Ma oggi la questione è ben altrimenti complicata.

Il danaro è mezzo potente di sfruttamento e di oppressione; ma è anche il solo mezzo (fuori della più tirannica dittatura, o del più idillico accordo) escogitato finora dall’intelligenza umana per regolare automaticamente la produzione e la distribuzione.

Per ora, forse più che preoccuparsi dell’abolizione del denaro, bisognerebbe cercare un modo perchè il denaro rappresenti davvero lo sforzo utile fatto da chi lo possiede.

Ma veniamo alla pratica immediata, che è la questione che veramente si discuteva a Bienne.

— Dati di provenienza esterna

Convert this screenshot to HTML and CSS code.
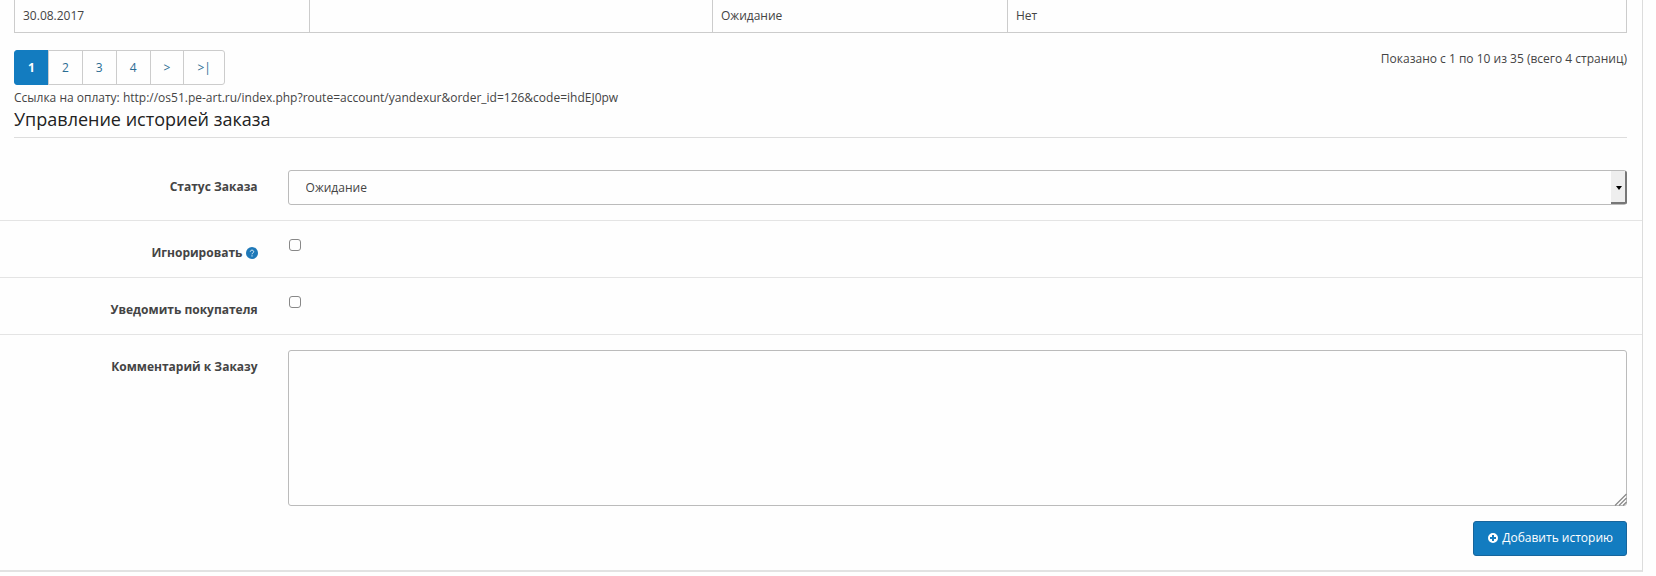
FILE: index.html
```html
<!DOCTYPE html>
<html lang="ru">
<head>
  <meta charset="UTF-8">
  <meta name="viewport" content="width=device-width, initial-scale=1.0">
  <title>История заказа</title>
  <link rel="stylesheet" href="styles.css">
</head>
<body>
  <div class="panel">
    <div class="panel-body">
      <table class="table">
        <colgroup>
          <col class="col-date">
          <col class="col-comment">
          <col class="col-status">
          <col class="col-notify">
        </colgroup>
        <tbody>
          <tr>
            <td>30.08.2017</td>
            <td></td>
            <td>Ожидание</td>
            <td>Нет</td>
          </tr>
        </tbody>
      </table>

      <div class="pager">
        <ul class="pagination">
          <li class="active"><span>1</span></li>
          <li><a href="#">2</a></li>
          <li><a href="#">3</a></li>
          <li><a href="#">4</a></li>
          <li><a href="#">&gt;</a></li>
          <li><a href="#">&gt;|</a></li>
        </ul>
        <div class="results">Показано с 1 по 10 из 35 (всего 4 страниц)</div>
      </div>

      <div class="pay-link">Ссылка на оплату: http://os51.pe-art.ru/index.php?route=account/yandexur&amp;order_id=126&amp;code=ihdEJ0pw</div>

      <form>
        <fieldset>
          <legend>Управление историей заказа</legend>
          <div class="form-group">
            <label class="control-label" for="input-status">Статус Заказа</label>
            <div class="control">
              <div class="select-wrap">
                <select id="input-status" class="form-control">
                  <option selected>Ожидание</option>
                </select>
              </div>
            </div>
          </div>
          <div class="form-group">
            <label class="control-label" for="input-override">Игнорировать
              <svg class="icon help" viewBox="0 0 12 12"><circle cx="6" cy="6" r="6" fill="#1e78b8"/><path d="M4.3 4.7C4.3 2.7 7.7 2.7 7.7 4.7C7.7 5.9 6 5.9 6 7.3M6 8.3V9.5" fill="none" stroke="#e4f4fc" stroke-width="1"/></svg>
            </label>
            <div class="control">
              <input type="checkbox" id="input-override">
            </div>
          </div>
          <div class="form-group">
            <label class="control-label" for="input-notify">Уведомить покупателя</label>
            <div class="control">
              <input type="checkbox" id="input-notify">
            </div>
          </div>
          <div class="form-group">
            <label class="control-label" for="input-comment">Комментарий к Заказу</label>
            <div class="control">
              <div class="textarea-wrap">
                <textarea id="input-comment" class="form-control"></textarea>
                <svg class="grip" viewBox="0 0 13 13"><path d="M1 12.5L12.5 1M5 12.5L12.5 5M9 12.5L12.5 9" fill="none" stroke="#888" stroke-width="1.2"/></svg>
              </div>
            </div>
          </div>
        </fieldset>
        <div class="buttons">
          <button type="button" class="btn">
            <svg class="icon" viewBox="0 0 12 12"><path fill-rule="evenodd" d="M6 1a5 5 0 1 0 0 10A5 5 0 1 0 6 1ZM5 3h2v2h2v2H7v2H5V7H3V5h2Z" fill="#fff"/></svg>
            Добавить историю
          </button>
        </div>
      </form>
    </div>
  </div>
</body>
</html>
```

FILE: styles.css
```css
*,
*::before,
*::after {
  box-sizing: border-box;
}

body {
  margin: 0;
  background-color: #fefefe;
  color: #444;
  font-family: "Open Sans", "Noto Sans", sans-serif;
  font-size: 12px;
  line-height: 18px;
}

.panel {
  margin-right: 13px;
  border-right: 1px solid #dcdcdc;
  border-bottom: 2px solid #e2e2e2;
}

.panel-body {
  padding: 0 15px 14px 14px;
}

/* История */
.table {
  width: 100%;
  margin-bottom: 17px;
  border-collapse: collapse;
  table-layout: fixed;
}

.table td {
  height: 32px;
  padding: 7px 8px 6px;
  border: 1px solid #ccc;
  border-top: none;
}

.col-date,
.col-status {
  width: 18.3%;
}

.col-comment {
  width: 25%;
}

.pager {
  display: flex;
  justify-content: space-between;
}

.pagination {
  display: flex;
  margin: 0;
  padding: 0;
  list-style: none;
}

.pagination a,
.pagination span {
  display: block;
  height: 35px;
  margin-left: -1px;
  padding: 8px 13px;
  border: 1px solid #ccc;
  color: #2a6c93;
  text-decoration: none;
}

.pagination .active span {
  margin-left: 0;
  border-color: #137cc0;
  border-radius: 3px 0 0 3px;
  background-color: #137cc0;
  color: #fff;
  font-weight: bold;
}

.pagination li:last-child a {
  border-radius: 0 3px 3px 0;
}

.pay-link {
  margin-top: 4px;
}

/* Форма */
fieldset {
  min-width: 0;
  margin: 0;
  padding: 0;
  border: none;
}

legend {
  width: 100%;
  margin-bottom: 17px;
  padding: 0 0 6px;
  border-bottom: 1px solid #ddd;
  color: #222;
  font-size: 18px;
  line-height: 24px;
}

.form-group {
  display: flex;
  margin: 0 -15px 0 -14px;
  padding: 15px 0;
}

.form-group + .form-group {
  border-top: 1px solid #e4e4e4;
}

.control-label {
  width: 16.6%;
  padding: 8px 15px 0 0;
  font-weight: bold;
  text-align: right;
}

.control {
  flex: 1;
  padding: 0 15px;
}

.form-control {
  display: block;
  width: 100%;
  height: 35px;
  padding: 8px 17px;
  border: 1px solid #bbb;
  border-radius: 3px;
  background-color: #fefefe;
  color: #444;
  font: inherit;
  appearance: none;
}

textarea.form-control {
  height: 156px;
  resize: none;
}

.select-wrap,
.textarea-wrap {
  position: relative;
}

.select-wrap::before {
  content: "";
  position: absolute;
  top: 1px;
  right: 0;
  width: 16px;
  height: 33px;
  border-right: 2px solid #777;
  border-bottom: 2px solid #777;
  border-radius: 0 2px 2px 0;
  background-color: #eee;
  pointer-events: none;
}

.select-wrap::after {
  content: "";
  position: absolute;
  top: 16px;
  right: 5px;
  border: 3px solid transparent;
  border-top: 4px solid #000;
  border-bottom: none;
  pointer-events: none;
}

.grip {
  position: absolute;
  right: 0;
  bottom: 0;
  width: 13px;
  height: 13px;
}

input[type="checkbox"] {
  display: block;
  width: 12px;
  height: 12px;
  margin: 3px 0 0 1px;
  border: 1px solid #888;
  border-radius: 3px;
  background-color: #fefefe;
  appearance: none;
}

input[type="checkbox"]:checked {
  background-color: #137cc0;
}

.icon {
  width: 12px;
  height: 12px;
  vertical-align: -2px;
}

.buttons {
  display: flex;
  justify-content: flex-end;
}

.btn {
  height: 35px;
  padding: 0 13px;
  border: 1px solid #17659c;
  border-radius: 3px;
  background-color: #137cc0;
  color: #fff;
  font: inherit;
  font-weight: 500;
  cursor: pointer;
}
```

Figuriamoci che domani avvenga una insurrezione vittoriosa. Anarchia o non anarchia, bisogna che la popolazione continui a mangiare ed a soddisfare a tutti i bisogni primordiali. Bisogna che le grandi città siano approvvigionate più o meno come d’abitudine.

Se i contadini e i carrettieri, ecc., si rifiutano di fornire i generi che sono nelle loro mani ed i loro servizi gratuitamente, senza riceverne il danaro che essi sono abituati a considerare ricchezza reale, che cosa si fa?

Obbligarli colla forza? allora non solo addio anarchia, ma addio ogni qualsiasi rivolgimento per il meglio. La Russia insegni.

Dunque?

Ma, rispondono generalmente i compagni, i contadini comprenderanno i vantaggi del comunismo o almeno della permuta diretta tra merce e merce.

Sta benissimo; ma non certo in un giorno, e la gente non può restare senza mangiare nemmeno un giorno.

Io non ho inteso proporre delle soluzioni.

Intendo piuttosto richiamare l’attenzione dei compagni sopra problemi gravissimi, di fronte ai quali ci troveremo nella realtà di domani.

 





65 In "Umanità Nova", 7 ottobre 1922. L’articolo è parte della relazione delle discussioni del Convegno Internazionale Anarchico di Bienne (Svizzera) tenuto in occasione del cinquantenario del congresso antiautoritario di Saint-Imier del settembre 1872.